Predict with VSCyto2D (reported in the VS preprint) with:

/hpc/projects/intracellular_dashboard/ops/2024_09_19_tracking_accuracy_test/2-VS/tta/predict.yml

Imports paths in example VS notebooks and configs are correct

@mattersoflight I'm still working on #181 which will also introduce user interface changes. Should we do comprehensive release candidate testing after that?
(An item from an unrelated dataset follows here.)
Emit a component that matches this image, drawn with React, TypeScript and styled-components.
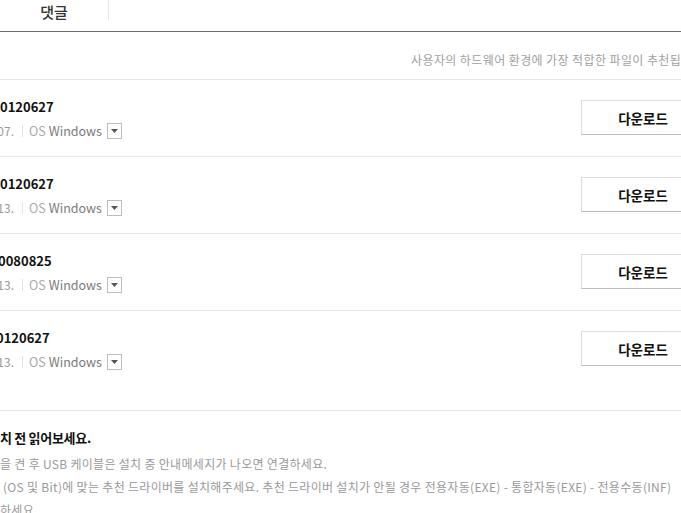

Things need to be tested before release:

@edyoshikun or @mattersoflight:

[x] End-to-end testing of the VS example notebooks.
[ ] (Optional) update the HF demo

@Soorya19Pradeep:

[x] Training of new contrastive model
[x] Prediction using model checkpoint we report in the paper.

Oct 10 '24 01:10 ziw-liu

@mattersoflight I'm still working on https://github.com/mehta-lab/VisCy/pull/181 which will also introduce user interface changes. Should we do comprehensive release candidate testing after that?

@ziw-liu I suggest merging #181 (CLI interface) in this branch and then doing the tests you outlined so that everyone builds familiarity with the revised CLI.

Since these two PRs make multiple breaking (and welcome) changes to the codebase, I suggest tagging the current head of main as 0.2.1-rc1 or similar. We don't need to push this to PyPI; it is just for us to check out the current state of main if need arises.

Oct 10 '24 14:10 mattersoflight

@mattersoflight Compared to the latest stable release (v0.2.1), the current HEAD of main adds a visualization script (#144) and a link to the demo (#172), so there should be no behavior change. If you still think we need a tag, I'm comfortable with just tagging v0.2.2 stable.

Oct 10 '24 16:10 ziw-liu

I have done one round of testing. The training is underway and the prediction using an earlier model checkpoint was completed.

Oct 10 '24 22:10 Soorya19Pradeep

As discussed, the HF model is pinned to use <0.3 versions and the gradio code is not exposed to the user, so we don't need to update this for now. The model weights are posted separately and point to the github.

Oct 17 '24 18:10 edyoshikun

@ziwen, I'm done testing the virtual staining end-to-end. I didn't run any of the representation learning. I really appreciate the new config files structure and CLI. This will work well with any type of custom dataloaders and models. Thank you

Oct 17 '24 19:10 edyoshikun